Yeah i get you. Just ****ed off that my rents wont allow it.

Just got back from my first driving lesson. The nutter of a driving instructor let me drive home!!! on my first lesson!!!

Spose i had driven before, but letting me drive home when id not even done junctions or anything before. I hadn't even officially done 'steering and mirrors', well he handnt marked it but id been round a small roundabout, and he let me drive most the way home!

He did get me past a massive roundabout and some dual carriageway stuff, but i drove most the way, full nutter.

trying to drink loads of water now as i was sweating like there's no tomorrow.


----------



## Ryan16 (Feb 8, 2010)

Hes probs one of those laid back instructers that prefers folk to get stuck right in to learn! Lol


----------



## Barker (Oct 1, 2009)

Best put my work out from today up

*Shoulders*

1) 10kg x 10 (Lateral Raise)

2) 10kg x 10 (Front raise)

3) 25kg x 12 (military press)

___________________________

1) 12kg x 10 (Lateral Raise)

2) 12kg x 10 (Front raise)

3) 40kg x 10 (military press)

___________________________

1) 14.5kg x 10 (Lateral Raise)

2) 14.5kg x 10 (Front raise)

3) 40kg x 9 (military press)

___________________________

1) 14.5kg x 10 (Lateral Raise)

2) 14.5kg x 10 (Front raise)

3) 40kg x 9 (military press)

___________________________

1)-40kg x 10 (military press) then..

-14.5 x 6 (Dumbell Shoulder press) then..

-12kg x 9 (dumbell shoulder press)

___________________________

*Abs*

1) 20 x Ball Crunch

2) 10 x Ball Pass

________________

1) 25 x Ball Crunch

2) 10 x Ball Pass

________________

1) 25 x Ball Crunch

2) 10 x Ball Pass

________________

1) 22 x Ball Crunch

2) 10 x Ball Pass

________________

My shoulders werent burning enough at the end so i did that last little drop set thing you see there.
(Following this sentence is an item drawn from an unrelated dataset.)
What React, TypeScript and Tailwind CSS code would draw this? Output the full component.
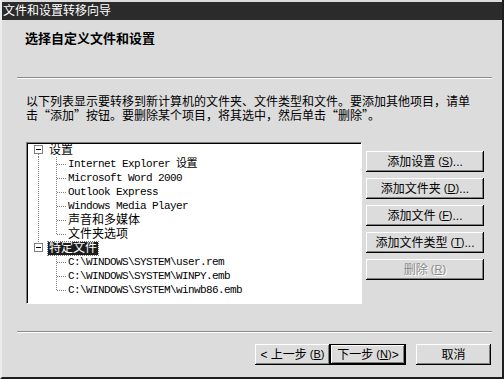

Okay workout, not keen on abs gnna change the exercise types soon to target the obliques more.


----------



## Ryan16 (Feb 8, 2010)

Nice mil pressing! Bar or dbs?

Ab work take a look at bulkamanias journal for a post i wrote for ab work, i love it! Great little circuit, also if you wana target obliques dont do db side bends or similar, i was doing them then joshua on here advised me they can make your waist grow, so when i do do oblique work i do the crunches where you turn to hit them if ya get me?


----------



## Barker (Oct 1, 2009)

Yeah i get what you mean about dong the alternative crunches. You heard of Mike Mentzer? He's my favorite body builder and id love a body like his, he had a really thin waist and itd be interesting to know if he did much oblique work, really amazing physique.

And the mil pressing is barbell, when im doing dumbells i usually state it and itll be an abnormally low weight as i only put the weight of 1 dumbell.

Cheers for the comment.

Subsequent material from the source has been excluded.